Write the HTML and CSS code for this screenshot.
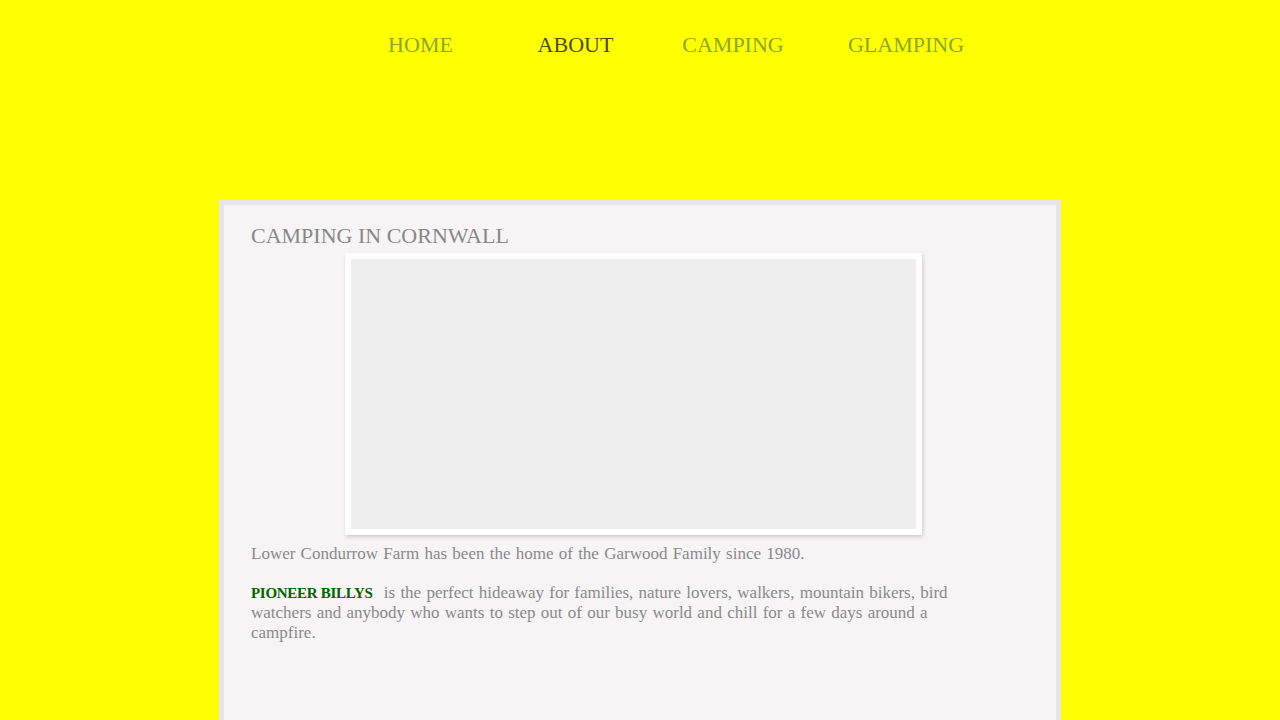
FILE: index.html
```html
<!DOCTYPE html>
<html>
<head>
<meta charset="utf-8">
<link rel="stylesheet" href="styles.css">
</head>
<body>
<nav class="nav">
  <a class="nav-item" href="#">HOME</a>
  <a class="nav-item active" href="#">ABOUT</a>
  <a class="nav-item" href="#">CAMPING</a>
  <a class="nav-item" href="#">GLAMPING</a>
</nav>
<main class="card">
  <h1 class="title">CAMPING IN CORNWALL</h1>
  <div class="photo"><div class="photo-inner"></div></div>
  <p class="text">Lower Condurrow Farm has been the home of the Garwood Family since 1980.</p>
  <p class="text"><span class="brand">PIONEER BILLYS</span> is the perfect hideaway for families, nature lovers, walkers, mountain bikers, bird watchers and anybody who wants to step out of our busy world and chill for a few days around a campfire.</p>
</main>
</body>
</html>
```

FILE: styles.css
```css
html, body {
  margin: 0;
  padding: 0;
  background: #ffff00;
  height: 720px;
  overflow: hidden;
}
body {
  font-family: "Liberation Serif", serif;
}
.nav {
  display: grid;
  grid-template-columns: 155px 155px 160px 186px;
  margin-left: 343px;
  padding-top: 30px;
  height: 200px;
  box-sizing: border-box;
}
.nav-item {
  text-align: center;
  font-size: 22px;
  line-height: 30px;
  color: #8aa828;
  text-decoration: none;
}
.nav-item.active {
  color: #4a4a0e;
}
.card {
  margin-left: 219px;
  width: 842px;
  height: 530px;
  box-sizing: border-box;
  background: #f6f4f5;
  border: 5px solid #e8e6ea;
  padding: 18px 27px 0 27px;
}
.title {
  margin: 0;
  font-weight: normal;
  font-size: 22px;
  line-height: 26px;
  color: #888888;
}
.photo {
  margin: 4px 0 0 94px;
  width: 577px;
  height: 282px;
  box-sizing: border-box;
  background: #ffffff;
  padding: 6px;
  box-shadow: 1px 2px 4px rgba(0, 0, 0, 0.18);
}
.photo-inner {
  width: 100%;
  height: 100%;
  background: #eeeeee;
}
.text {
  margin: 9px 0 19px 0;
  width: 720px;
  font-size: 17px;
  line-height: 19.5px;
  word-spacing: 1px;
  color: #8a8a8a;
}
.text + .text {
  margin-top: 0;
}
.brand {
  display: inline-block;
  margin-right: 6px;
  color: #006400;
  font-weight: bold;
  font-size: 15px;
  letter-spacing: -0.3px;
  word-spacing: 0;
}
```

▬▬▬▬▬▬▬▬▬▬

**The task:**
From the material above, reproduce everything verbatim except the pictures.

**Written reply:**
Write the HTML and CSS code for this screenshot.
FILE: index.html
```html
<!DOCTYPE html>
<html>
<head>
<meta charset="utf-8">
<link rel="stylesheet" href="styles.css">
</head>
<body>
<nav class="nav">
  <a class="nav-item" href="#">HOME</a>
  <a class="nav-item active" href="#">ABOUT</a>
  <a class="nav-item" href="#">CAMPING</a>
  <a class="nav-item" href="#">GLAMPING</a>
</nav>
<main class="card">
  <h1 class="title">CAMPING IN CORNWALL</h1>
  <div class="photo"><div class="photo-inner"></div></div>
  <p class="text">Lower Condurrow Farm has been the home of the Garwood Family since 1980.</p>
  <p class="text"><span class="brand">PIONEER BILLYS</span> is the perfect hideaway for families, nature lovers, walkers, mountain bikers, bird watchers and anybody who wants to step out of our busy world and chill for a few days around a campfire.</p>
</main>
</body>
</html>
```

FILE: styles.css
```css
html, body {
  margin: 0;
  padding: 0;
  background: #ffff00;
  height: 720px;
  overflow: hidden;
}
body {
  font-family: "Liberation Serif", serif;
}
.nav {
  display: grid;
  grid-template-columns: 155px 155px 160px 186px;
  margin-left: 343px;
  padding-top: 30px;
  height: 200px;
  box-sizing: border-box;
}
.nav-item {
  text-align: center;
  font-size: 22px;
  line-height: 30px;
  color: #8aa828;
  text-decoration: none;
}
.nav-item.active {
  color: #4a4a0e;
}
.card {
  margin-left: 219px;
  width: 842px;
  height: 530px;
  box-sizing: border-box;
  background: #f6f4f5;
  border: 5px solid #e8e6ea;
  padding: 18px 27px 0 27px;
}
.title {
  margin: 0;
  font-weight: normal;
  font-size: 22px;
  line-height: 26px;
  color: #888888;
}
.photo {
  margin: 4px 0 0 94px;
  width: 577px;
  height: 282px;
  box-sizing: border-box;
  background: #ffffff;
  padding: 6px;
  box-shadow: 1px 2px 4px rgba(0, 0, 0, 0.18);
}
.photo-inner {
  width: 100%;
  height: 100%;
  background: #eeeeee;
}
.text {
  margin: 9px 0 19px 0;
  width: 720px;
  font-size: 17px;
  line-height: 19.5px;
  word-spacing: 1px;
  color: #8a8a8a;
}
.text + .text {
  margin-top: 0;
}
.brand {
  display: inline-block;
  margin-right: 6px;
  color: #006400;
  font-weight: bold;
  font-size: 15px;
  letter-spacing: -0.3px;
  word-spacing: 0;
}
```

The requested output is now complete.